The CDO will likely help to promote diversity, and the existence of the position demonstrates that Harvard takes this goal seriously. Seeking to increase the number of women and minorities within Harvard’s ranks does not come at the cost of maintaining meritocratic standards in hiring faculty, since the pool of highly qualified individuals remains so large. Furthermore, by ensuring that faculty members bring a vast array of different life experiences to the table, the University furthers the educational capacity of the institution as a whole.
Because of the importance of the CDO to achieving this aim, the job description should be crafted to ensure that other campus diversity initiatives, such as those within the Institute of Politics and the Harvard Foundation, are included under Coleman’s jurisdiction. It is crucial for Coleman’s position to be all-encompassing, so that she can coordinate and organize more effectively. The absence of one overarching leader could otherwise create a lack of accountability, leading to complacency. The ability to coordinate efforts and take advantage of Harvard’s resources will allow Coleman to work toward greater diversity in myriad ways.
One such way that Harvard can move forward entails looking to its junior faculty. According to Senior Vice Provost for Faculty Development and Diversity Judith D. Singer, 46 percent of junior faculty members in the social sciences are women.

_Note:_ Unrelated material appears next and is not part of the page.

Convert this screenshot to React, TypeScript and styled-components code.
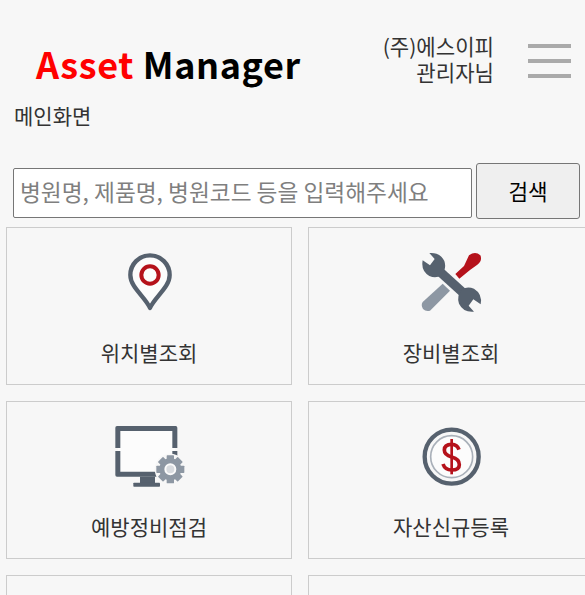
import React from "react";
import styled, { createGlobalStyle } from "styled-components";

const Global = createGlobalStyle`
  html, body { margin: 0; padding: 0; background: #f7f7f7; overflow: hidden; height: 595px; width: 585px; }
  body { font-family: "Noto Sans CJK KR", "Noto Sans", sans-serif; color: #333; }
  * { box-sizing: border-box; }
`;

const Page = styled.div`
  width: 585px;
  height: 595px;
  overflow: hidden;
`;

const Header = styled.header`
  display: flex;
  align-items: flex-start;
  height: 99px;
  padding: 33px 0 0 36px;
`;

const Logo = styled.div`
  flex: 1;
  font-size: 36px;
  line-height: 60px;
  font-weight: 700;
  white-space: nowrap;
  color: #000;
  letter-spacing: 0.6px;
`;

const LogoAccent = styled.span`
  color: #f00;
`;

const Account = styled.div`
  text-align: right;
  font-size: 21.1px;
  line-height: 26px;
  color: #333;
  margin: 0 34px 0 0;
`;

const Burger = styled.button`
  display: flex;
  flex-direction: column;
  justify-content: space-between;
  width: 43px;
  height: 34px;
  padding: 0;
  margin: 11px 14px 0 0;
  border: none;
  background: none;
`;

const BurgerLine = styled.span`
  display: block;
  height: 4px;
  background: #aaa;
`;

const Crumb = styled.div`
  padding-left: 14px;
  font-size: 21px;
  line-height: 32px;
  color: #333;
`;

const SearchRow = styled.form`
  display: flex;
  align-items: flex-end;
  gap: 4px;
  margin: 32px 0 0 13px;
`;

const SearchInput = styled.input`
  width: 459px;
  height: 50px;
  margin-bottom: 1px;
  padding: 0 6px 4px;
  font: 400 22.7px "Noto Sans CJK KR", sans-serif;
  background: #fff;
  border: 1px solid #767676;
  border-radius: 2px;
  color: #000;
  outline: none;
  &::placeholder { color: #7f7f7f; opacity: 1; }
`;

const SearchButton = styled.button`
  width: 104px;
  height: 56px;
  padding: 0 0 2px;
  font: 400 21.3px "Noto Sans CJK KR", sans-serif;
  color: #000;
  background: #efefef;
  border: 1px solid #767676;
  border-radius: 3px;
`;

const Grid = styled.div`
  display: grid;
  grid-template-columns: 286px 286px;
  grid-auto-rows: 158px;
  column-gap: 16px;
  row-gap: 16px;
  margin: 8px 0 0 6px;
`;

const Card = styled.a`
  display: flex;
  flex-direction: column;
  align-items: center;
  border: 1px solid #ccc;
  background: #f7f7f7;
  color: #333;
`;

const IconSlot = styled.div`
  height: 100px;
  width: 100%;
  display: flex;
  justify-content: center;
  padding-top: 12px;
`;

const CardLabel = styled.div`
  font-size: 21px;
  line-height: 30px;
  margin-top: 9px;
  color: #333;
`;

const SLATE = "#56616e";
const STEEL = "#8d97a3";
const RED = "#b5121b";

const PinIcon = () => (
  <svg width="100" height="80" viewBox="-3 0 300 240" fill="none">
    <path d="M150 204 C135 170 91 142 91 105 A59 59 0 0 1 209 105 C209 142 165 170 150 204 Z" fill="#fcfcfc" stroke={SLATE} strokeWidth="13" strokeLinejoin="round" />
    <circle cx="150" cy="105" r="26" fill="#fcfcfc" stroke={RED} strokeWidth="12" />
  </svg>
);

const WRENCH_HEAD = "M88 39 L104 57 L90 76 L68 61 Q62 92 88 108 Q108 116 124 106 Q141 86 133 63 Q120 36 88 39 Z";

const ToolsIcon = () => (
  <svg width="100" height="80" viewBox="3 0 300 240">
    <path d="M68 186 L128 131 L150 152 L90 212 Q78 216 69 207 Q62 195 68 186 Z" fill={STEEL} />
    <path d="M166 102 L192 78 L207 46 Q226 32 241 46 Q248 62 232 74 L210 90 L178 116 Z" fill={RED} />
    <path d="M112 88 L198 166" stroke={SLATE} strokeWidth="28" />
    <path d={WRENCH_HEAD} fill={SLATE} />
    <path d={WRENCH_HEAD} fill={SLATE} transform="rotate(180 155 127)" />
  </svg>
);

const GEAR_TEETH = [0, 45, 90, 135, 180, 225, 270, 315];

const MonitorIcon = () => (
  <svg width="100" height="80" viewBox="-3 -3 300 240">
    <rect x="54" y="41" width="170" height="136" fill="#fcfcfc" />
    <path d="M46 99 V38 Q46 33 51 33 H227 Q232 33 232 38 V99 H217 V48 H61 V99 Z" fill={SLATE} />
    <path d="M46 108 H61 V170 H170 V185 H51 Q46 185 46 180 Z" fill={SLATE} />
    <rect x="217" y="108" width="15" height="30" fill={SLATE} />
    <rect x="120" y="185" width="45" height="19" fill={SLATE} />
    <rect x="100" y="203" width="80" height="12" rx="2" fill={SLATE} />
    <circle cx="211" cy="163" r="47" fill="#f7f7f7" />
    <g fill={STEEL}>
      <circle cx="211" cy="163" r="33" />
      {GEAR_TEETH.map((a) => (
        <rect key={a} x="200" y="121" width="22" height="16" rx="2" transform={`rotate(${a} 211 163)`} />
      ))}
    </g>
    <circle cx="211" cy="163" r="15" fill="#d9dce0" stroke="#fbfbfb" strokeWidth="6" />
  </svg>
);

const DollarIcon = () => (
  <svg width="100" height="80" viewBox="3 -3 300 240" fill="none">
    <circle cx="155" cy="125" r="81" fill="#f7f7f7" stroke={SLATE} strokeWidth="13" />
    <circle cx="155" cy="125" r="63" fill="#fcfcfc" stroke="#a9b0b9" strokeWidth="5" />
    <path d="M177 104 Q172 88 155 88 Q133 88 133 105 Q133 120 155 126 Q178 132 178 149 Q178 165 155 165 Q135 165 129 147" stroke={RED} strokeWidth="11" />
    <path d="M155 72 V178" stroke={RED} strokeWidth="8" />
  </svg>
);

const items = [
  { label: "위치별조회", icon: <PinIcon /> },
  { label: "장비별조회", icon: <ToolsIcon /> },
  { label: "예방정비점검", icon: <MonitorIcon /> },
  { label: "자산신규등록", icon: <DollarIcon /> },
  { label: "", icon: null },
  { label: "", icon: null },
];

export default function App() {
  return (
    <Page>
      <Global />
      <Header>
        <Logo><LogoAccent>Asset</LogoAccent> Manager</Logo>
        <Account>(주)에스이피<br />관리자님</Account>
        <Burger aria-label="메뉴"><BurgerLine /><BurgerLine /><BurgerLine /></Burger>
      </Header>
      <Crumb>메인화면</Crumb>
      <SearchRow>
        <SearchInput placeholder="병원명, 제품명, 병원코드 등을 입력해주세요" />
        <SearchButton type="button">검색</SearchButton>
      </SearchRow>
      <Grid>
        {items.map((it, i) => (
          <Card key={i}>
            <IconSlot>{it.icon}</IconSlot>
            <CardLabel>{it.label}</CardLabel>
          </Card>
        ))}
      </Grid>
    </Page>
  );
}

Harvard has been known to regularly tenure professors outside its junior faculty, but instead should work toward the diversity it seeks by promoting from within, bringing diverse individuals up through its ranks.
Additionally, the officer’s efforts should not be limited to facilitating racial and gender diversity. Diversity is valued, among other reasons, for its ability to provide different perspectives and experiences. In that regard, the University should seek ideological diversity when hiring faculty, in order to broaden perspectives and approaches within an academic field. This responsibility should also fall within the CDO’s job description.
While the CDO is essential to creating diversity, the efforts put forth by a single person are not enough. There also must be more accountability at the departmental level. Faculty diversity should exist within each field, but the necessary steps toward this outcome differ from department to department, and should be addressed locally.
The presence of the CDO is a significant step towards achieving the type of academic community Harvard desires. However, in order to meet the University’s goals, action must continue to occur on a number of fronts. Coleman cannot—and should not—do the job alone.